You know who benefits from a culture of taste-only passivity? Bud Lite. Mainstream politicians. The Koch Brothers. The corporations who make billions because, rather than exercising any kind of critical judgment, we just accept the shit they sell us. It benefits the people who respond to an argument about the social, ecological, and flavor value of farm-to-table dining with a dismissive, “Fucking hipster.” It benefits people who are willing to be active, when everyone else is passive. You know, assholes.

Simply put, assholes rule a passive world. Every “meh,” every shrug of the shoulders, every “whatever,” every thoughtless, “it's all just a matter of taste,” is an opportunity for an asshole (who is usually a rich, white, straight, man) to grab power. There should be judgment free zones in our culture. There should be a lot of judgment free zones in our culture, but if we make the entire world, including the world of reading, a judgment free zone all we do is empower the people who don't give a shit about anybody else.
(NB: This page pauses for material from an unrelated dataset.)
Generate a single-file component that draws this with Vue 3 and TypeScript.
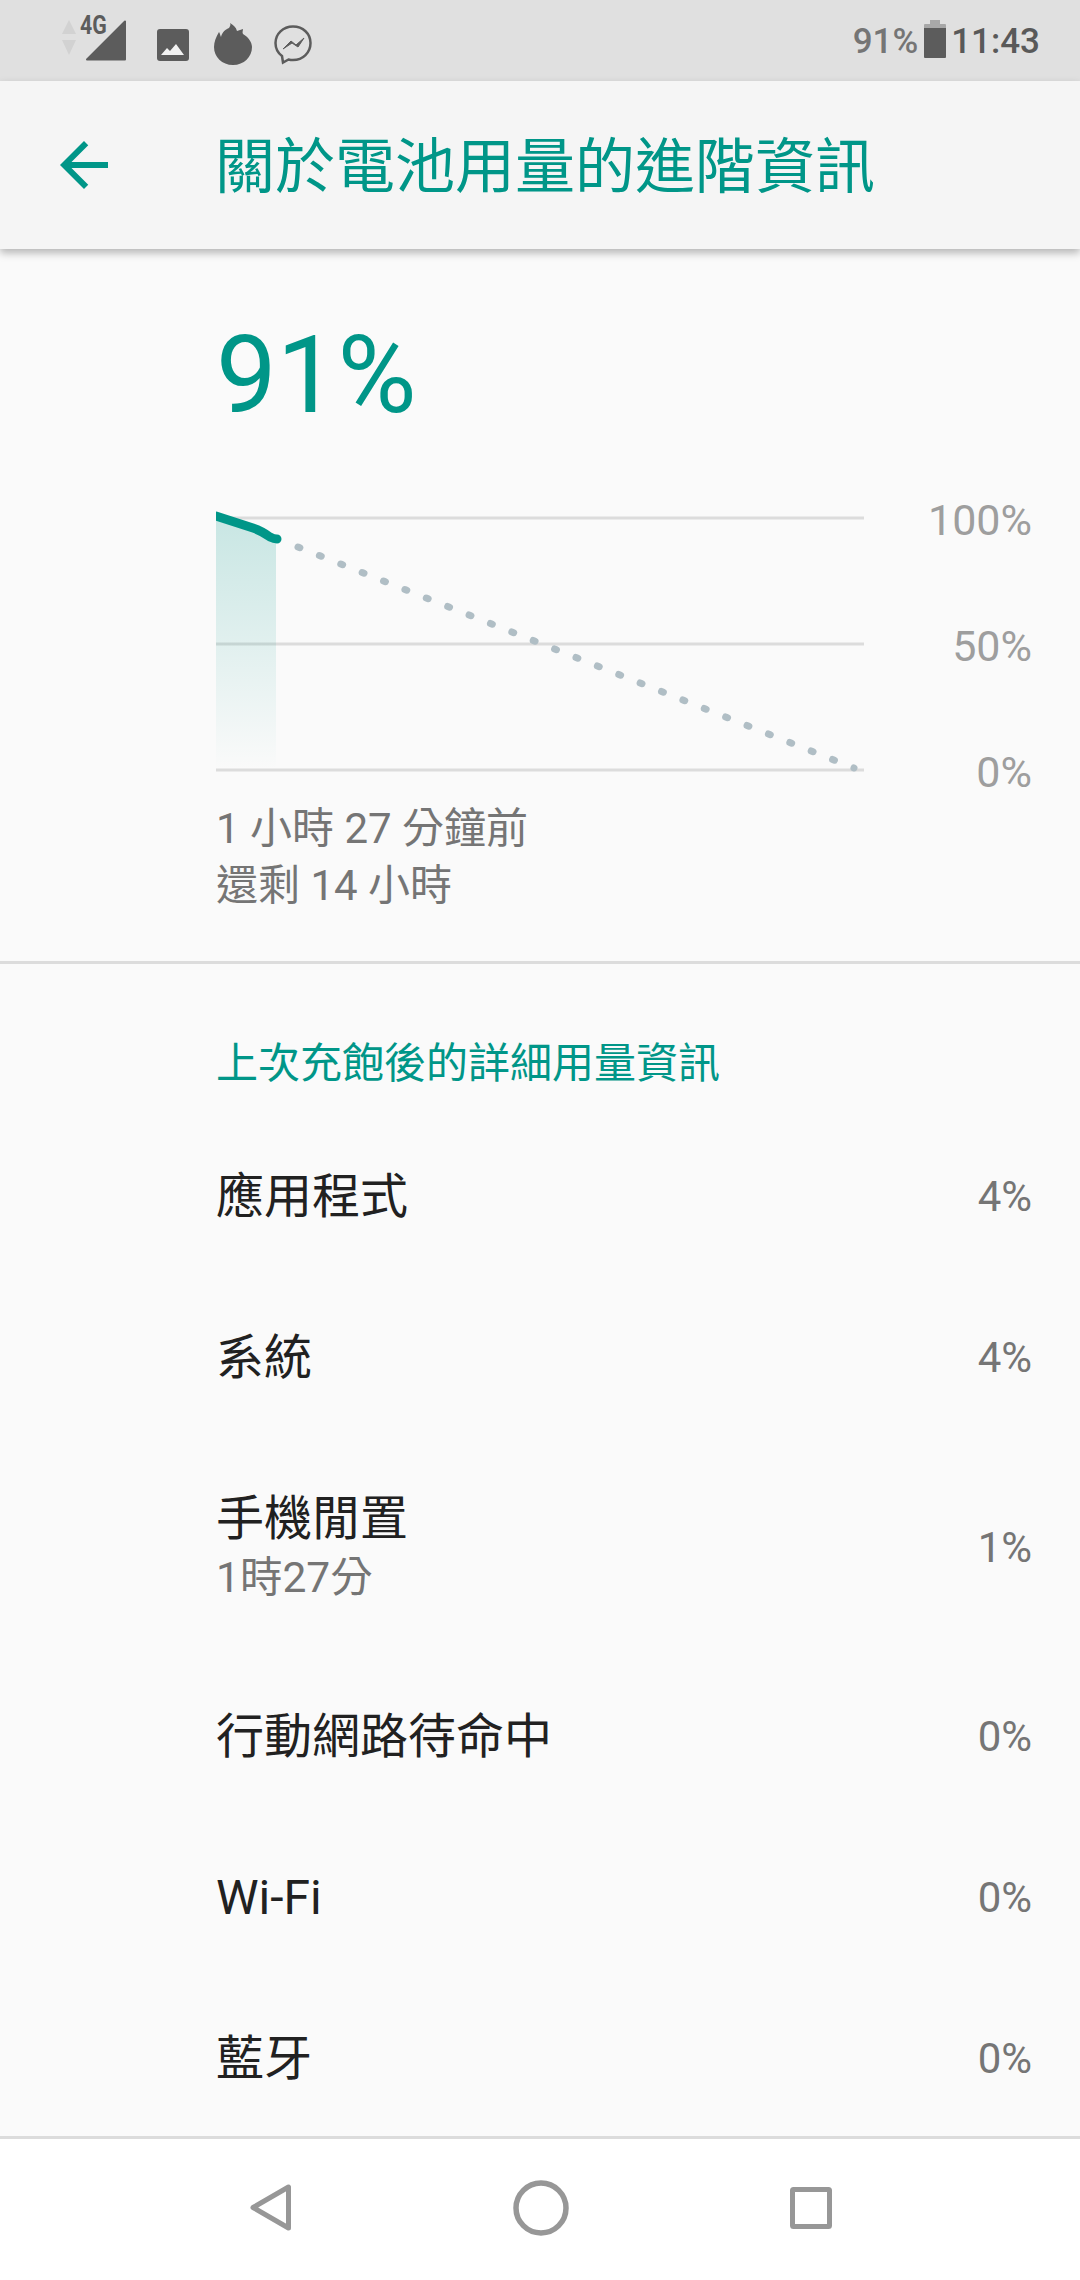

I'm not saying that those who argue “it's all a matter of taste,” are themselves assholes, but that this particular attitude enables assholes.

There are downsides to judging, and unfortunately, far too few of us practice judging well, but if I had a choice between a world ruled by critics who sometimes (maybe even often) judge poorly and a world ruled by assholes who exploit of our passivity, I'd choose the critics every time.